Lightbulbs is a great ‘sounding’ album. The production is clean and pulsating and kudos goes to any recording that posits the bass guitar as a lead instrument. The addition of live drums pays dividends on ‘Pterydactyls’ with some funky Motown playing, breaking down into one of the grooviest bass lines heard in some time. The squelching synths and stabbing horns of the song’s middle section point firmly in the direction that F & M need to explore in order to remain relevant and vital. Elsewhere, the tedium is often suffocating. The band sound like they are on autopilot and the controls definitely aren’t set for the heart of the sun. The ‘ballad’ moments like ‘Goosebumps’ and ‘Light Bulbs’ are uninspiring and seem purely obligatory. ‘Rook to Queen’s Pawn Six’ could be a demo version of the Transparent Things hit, ‘Collarbone’. And ‘Sore Thumb’ and ‘Pussyfooting’ sound like the band are playing cover versions of their own songs. The aforementioned ‘Knickerbocker’ and ‘Pterydactyls’ are the only real standouts on an album that sounds ‘samey’ on first listen and subsequent listens only confirm the sneaking suspicion that Fujiya & Miyagi are a one trick band.
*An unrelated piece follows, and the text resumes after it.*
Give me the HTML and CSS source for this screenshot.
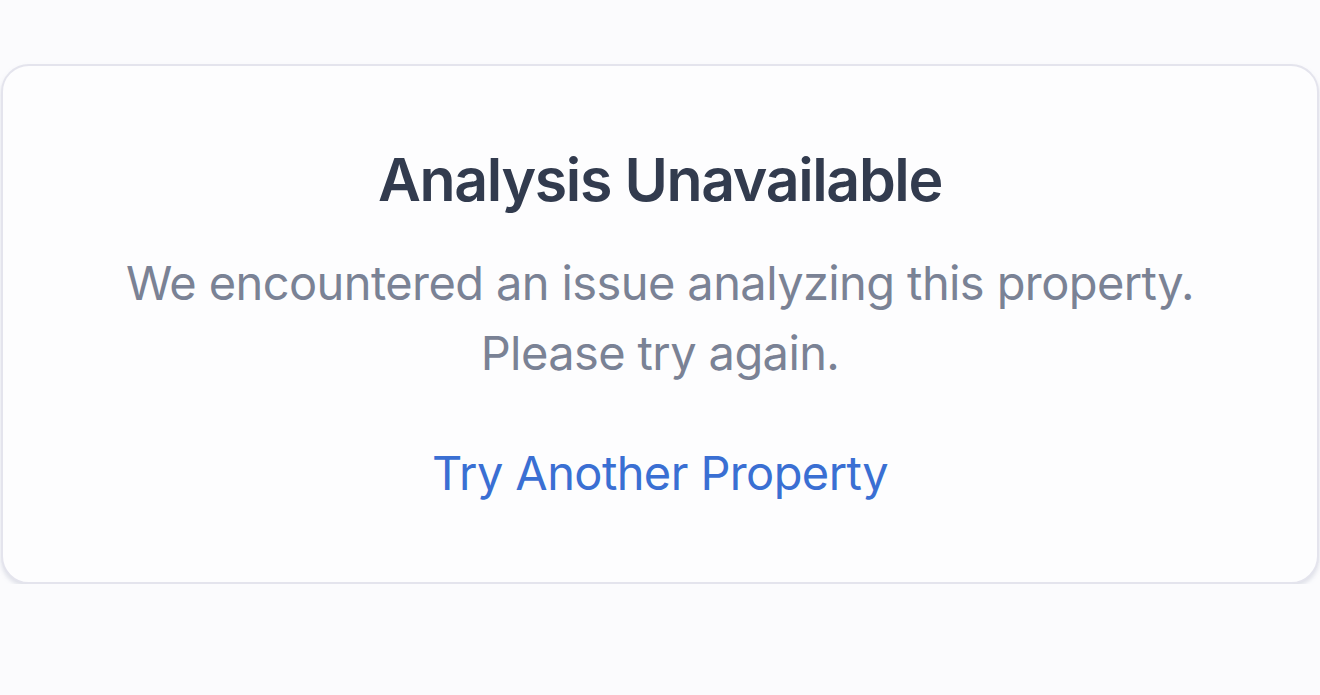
FILE: index.html
```html
<!DOCTYPE html>
<html>
<head>
<meta charset="utf-8">
<link rel="stylesheet" href="styles.css">
</head>
<body>
<div class="page">
  <div class="card">
    <h1 class="title">Analysis Unavailable</h1>
    <p class="message">We encountered an issue analyzing this property.<br>Please try again.</p>
    <a class="link" href="#">Try Another Property</a>
  </div>
</div>
</body>
</html>
```
FILE: styles.css
```css
html, body {
  margin: 0;
  padding: 0;
  background: #fbfbfd;
  font-family: Inter, "Noto Sans", sans-serif;
}
.page {
  padding: 64px 1px 0 1px;
}
.card {
  box-sizing: border-box;
  height: 520px;
  background: #fdfdfe;
  border: 2px solid #e4e4ed;
  border-radius: 28px;
  box-shadow: 0 3px 4px rgba(170, 175, 195, 0.35);
  display: flex;
  flex-direction: column;
  align-items: center;
  padding-top: 78px;
}
.title {
  margin: 0;
  font-size: 59px;
  font-weight: 600;
  letter-spacing: -1.35px;
  color: #323b4e;
  line-height: 72px;
}
.message {
  margin: 32px 0 0 0;
  font-size: 47px;
  letter-spacing: -0.6px;
  line-height: 70px;
  color: #7a8295;
  text-align: center;
}
.link {
  margin-top: 50px;
  font-size: 47px;
  letter-spacing: -0.6px;
  line-height: 70px;
  color: #3a6fd3;
  text-decoration: none;
}
```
When they broke courtesy of some blog buzz surrounding the insanely catchy ‘Collarbone’ and a positive spin from Pitchforkmedia.com there was a sense of something new about the band. Even though they wore their influences on their sleeve (Neu!, in particular) there was a vibrancy and playfulness about them. Similar to what fellow Brighton residents, The Go! Team, brought with their 2004 debut, Thunder, Lightning, Strike – they sounded like they didn’t take themselves too seriously. Unfortunately, like their compatriots, album number two has only thrown up much of the same and the original luster has faded to a plea for something different in its place. Those new directions are only hinted at on Lightbulbs and, if you are new to the band, it’s simply not enough to warrant going any further than their debut, Transparent Things.